By other market participants, we refer to all the other market players except retail traders. Their actions influence the supply and demand levels in Forex trading, but the retail traders’ actions won’t.

In the end, it is just a matter of numbers. Retail trading counts for about six percent of the overall Forex trading daily volume.

Put it in numbers, that’s six percent of five trillion that exchange hands every single trading day. That’s an incredibly low percentage to influence the currency pairs swings.

Hence, retail traders are rather followers, not influencers, when it comes to Forex trading. Other market participants are central and commercial banks, brokers and liquidity providers, institutional investors and family offices that manage high net-worth individuals portfolios, the high-frequency trading industry, and so on.

We’ve covered them all in the course of this Trading Academy, so this is an excellent time to review their impact. This section aims to illustrate the impact retail traders have in Forex trading, or in the way the currency pairs move. That’s zero or almost zero.

2. The U.S. Dollar

Yes, that is correct! The U.S. Dollar is key to the financial market’s volatility.

Since the Bretton Woods system that laid the rules of today’s financial market, the U.S. Dollar’s influence in global trade increased significantly.

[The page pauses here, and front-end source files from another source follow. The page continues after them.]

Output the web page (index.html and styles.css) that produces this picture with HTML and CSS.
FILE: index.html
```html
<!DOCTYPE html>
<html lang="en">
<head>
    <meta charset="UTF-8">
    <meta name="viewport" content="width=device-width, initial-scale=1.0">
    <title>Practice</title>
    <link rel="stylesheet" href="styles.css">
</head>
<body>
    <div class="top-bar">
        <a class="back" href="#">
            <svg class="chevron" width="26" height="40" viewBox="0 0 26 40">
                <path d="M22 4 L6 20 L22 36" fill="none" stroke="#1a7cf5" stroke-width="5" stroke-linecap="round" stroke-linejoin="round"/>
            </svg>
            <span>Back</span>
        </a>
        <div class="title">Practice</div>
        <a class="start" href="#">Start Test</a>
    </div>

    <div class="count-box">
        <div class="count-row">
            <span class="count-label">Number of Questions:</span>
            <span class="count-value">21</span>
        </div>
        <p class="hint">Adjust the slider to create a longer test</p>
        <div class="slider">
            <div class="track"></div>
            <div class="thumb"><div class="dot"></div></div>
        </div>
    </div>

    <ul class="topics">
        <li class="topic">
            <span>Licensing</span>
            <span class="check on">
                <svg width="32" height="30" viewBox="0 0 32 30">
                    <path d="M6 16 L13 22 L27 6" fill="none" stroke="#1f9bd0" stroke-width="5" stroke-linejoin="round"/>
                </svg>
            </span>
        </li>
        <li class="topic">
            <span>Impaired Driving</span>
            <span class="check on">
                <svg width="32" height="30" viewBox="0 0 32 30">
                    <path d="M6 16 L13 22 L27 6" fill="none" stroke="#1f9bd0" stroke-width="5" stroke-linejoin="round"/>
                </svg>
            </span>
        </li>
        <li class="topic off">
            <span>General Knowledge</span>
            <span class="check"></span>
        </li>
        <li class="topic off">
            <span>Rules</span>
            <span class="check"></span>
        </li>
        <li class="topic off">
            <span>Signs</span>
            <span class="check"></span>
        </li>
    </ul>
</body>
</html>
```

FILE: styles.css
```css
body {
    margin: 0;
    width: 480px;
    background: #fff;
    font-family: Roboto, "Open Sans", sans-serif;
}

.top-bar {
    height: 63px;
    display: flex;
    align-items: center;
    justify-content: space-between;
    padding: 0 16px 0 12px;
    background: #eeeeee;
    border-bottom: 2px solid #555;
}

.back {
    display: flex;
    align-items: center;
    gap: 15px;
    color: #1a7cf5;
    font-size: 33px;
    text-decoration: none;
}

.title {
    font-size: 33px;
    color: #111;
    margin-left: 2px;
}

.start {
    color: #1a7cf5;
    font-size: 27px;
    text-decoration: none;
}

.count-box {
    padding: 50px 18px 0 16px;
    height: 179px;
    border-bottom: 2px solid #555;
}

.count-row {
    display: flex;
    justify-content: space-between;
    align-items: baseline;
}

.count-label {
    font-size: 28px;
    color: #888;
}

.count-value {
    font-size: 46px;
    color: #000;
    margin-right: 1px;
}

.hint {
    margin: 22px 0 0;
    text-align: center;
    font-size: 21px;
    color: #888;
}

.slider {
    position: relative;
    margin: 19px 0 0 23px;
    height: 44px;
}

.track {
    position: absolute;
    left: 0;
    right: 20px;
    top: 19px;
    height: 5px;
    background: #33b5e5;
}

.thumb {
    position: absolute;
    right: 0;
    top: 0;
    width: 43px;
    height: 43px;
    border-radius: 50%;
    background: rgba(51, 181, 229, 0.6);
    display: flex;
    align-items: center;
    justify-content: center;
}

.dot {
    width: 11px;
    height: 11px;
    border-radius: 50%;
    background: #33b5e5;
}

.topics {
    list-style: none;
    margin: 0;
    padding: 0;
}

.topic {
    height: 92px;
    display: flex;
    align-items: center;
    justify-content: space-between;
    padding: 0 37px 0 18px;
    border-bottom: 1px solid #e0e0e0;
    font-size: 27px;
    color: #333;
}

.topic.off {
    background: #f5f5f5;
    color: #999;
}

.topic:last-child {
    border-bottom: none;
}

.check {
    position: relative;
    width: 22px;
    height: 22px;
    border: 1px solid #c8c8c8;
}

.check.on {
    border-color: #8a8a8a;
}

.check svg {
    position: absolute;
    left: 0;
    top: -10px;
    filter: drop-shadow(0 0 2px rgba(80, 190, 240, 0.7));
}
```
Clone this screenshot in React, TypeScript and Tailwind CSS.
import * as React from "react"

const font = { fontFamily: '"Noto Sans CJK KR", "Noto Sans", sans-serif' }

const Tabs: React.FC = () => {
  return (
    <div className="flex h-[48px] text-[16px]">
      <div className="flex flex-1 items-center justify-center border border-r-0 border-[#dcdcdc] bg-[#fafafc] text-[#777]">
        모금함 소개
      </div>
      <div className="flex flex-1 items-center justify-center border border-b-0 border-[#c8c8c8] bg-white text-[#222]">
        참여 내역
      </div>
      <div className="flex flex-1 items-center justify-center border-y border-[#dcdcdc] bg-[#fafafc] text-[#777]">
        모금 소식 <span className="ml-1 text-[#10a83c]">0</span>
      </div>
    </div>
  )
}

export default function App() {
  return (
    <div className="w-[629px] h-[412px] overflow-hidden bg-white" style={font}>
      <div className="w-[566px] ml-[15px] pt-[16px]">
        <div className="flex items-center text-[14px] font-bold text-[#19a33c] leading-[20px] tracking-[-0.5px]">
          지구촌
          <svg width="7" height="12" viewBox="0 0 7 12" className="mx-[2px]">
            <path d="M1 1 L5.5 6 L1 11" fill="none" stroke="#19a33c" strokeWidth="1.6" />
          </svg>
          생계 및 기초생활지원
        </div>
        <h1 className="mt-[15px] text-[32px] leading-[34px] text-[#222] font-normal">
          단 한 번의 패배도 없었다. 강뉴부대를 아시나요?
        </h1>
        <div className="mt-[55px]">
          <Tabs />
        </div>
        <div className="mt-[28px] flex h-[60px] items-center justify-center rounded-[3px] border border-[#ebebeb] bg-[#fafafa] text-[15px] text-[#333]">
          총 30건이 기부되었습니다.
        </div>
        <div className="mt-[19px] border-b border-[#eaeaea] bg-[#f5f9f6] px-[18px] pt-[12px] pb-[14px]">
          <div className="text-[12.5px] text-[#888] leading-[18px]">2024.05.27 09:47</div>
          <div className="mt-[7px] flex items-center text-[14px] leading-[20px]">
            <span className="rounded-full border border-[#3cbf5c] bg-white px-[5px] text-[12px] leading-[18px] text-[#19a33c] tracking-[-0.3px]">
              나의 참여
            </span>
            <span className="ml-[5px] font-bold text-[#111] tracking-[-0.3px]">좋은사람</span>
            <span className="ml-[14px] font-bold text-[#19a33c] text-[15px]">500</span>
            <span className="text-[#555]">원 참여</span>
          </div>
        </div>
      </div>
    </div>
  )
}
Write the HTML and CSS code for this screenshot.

This is especially true after the 1971 Nixon shock when the U.S. administration chose to break the direct convertibility of the USD to gold. From that moment, it was all about trusting the central banks and the fiat money, as the U.S. quickly found a way to fund the enormous trade deficits via the petrodollar.

Nowadays, the USD is the world’s reserve currency. It means that almost all international trade (if not all, a sizeable part of it) is conducted in USD.

It also means that the international debt and loan market conducts operations in USD. Moreover, it means that nations and states keep their excess reserves in USD, not in their local currency, telling much about the trust they put in the greenback.

For all these reasons, the USD holds the primary role as the cause of what makes markets move. When the USD isn’t moving, ranges are everywhere, and Forex trading becomes boring if traders have a medium to long-term perspective.

One important thing to mention here is a distinction traders must make between the USD and the DXY (Dollar Index). The DXY shows the evolution of the USD only against a small basket of currencies (EUR, JPY, GBP, CAD, SEK and CHF, not all currencies part of the Forex dashboard. Essential currencies like the AUD or other emerging markets aren’t included, so traders basing their Forex trading decisions on the DXY moves must be aware of its componence.

3. The Federal Reserve of the United States

The institution that dictates the interest rate on the USD holds the key to its valuation. Hence, the Federal Reserve tops the list when it comes to entities that move financial markets and Forex trading in particular.

Traders around the world closely watch the Fed's decisions and their implications. And, not only traders.

Policy-makers of all sorts try to interpret what the Fed is up to and how the change in the interest rate level and monetary policy will affect the local economies. Fed is well aware of the influence it has and how the monetary policy on the USD might be used to run economic warfare.

Of course, no one will admit such a thing, as it isn’t part of the mandate and therefore impossible to mention. But consider the recent Fed’s course of action, for instance.

It started an economic tightening cycle by raising the rates on the USD from almost zero to around two percent. At the same time, it is in a full process to swing down the balance sheet by selling big chunks of the bonds it holds in the portfolio.

As such, it creates a double tightening environment by effectively draining USD from the international financial system. When this happens, nations that must pay their debt in a currency that is more difficult to find. Hence, the buying pressure on the USD will increase on all exchanges and ultimately, it’ll be seen in Forex trading.

Conclusion

The things and entities mentioned in this article aren’t responsible for all Forex trading moves. However, they are responsible for most of them, and traders can’t ignore them.

Traders get to understand how financial markets function and what truly matters, by being up-to-date with what’s happening with the USD and the Fed’s actions.

Of course, other central banks create volatility too. When the European Central Bank (ECB) or other major central bank shifts its monetary policy, the Euro pairs experience an increase in the volatility levels.

The same is valid when other central banks take action. However, as it turns out, the reactions are “regional” and have “local” impact in Forex trading.

Again, everything depends on the USD and the interest rate level set by the Federal Reserve of the United States. The rest is just temporary noise.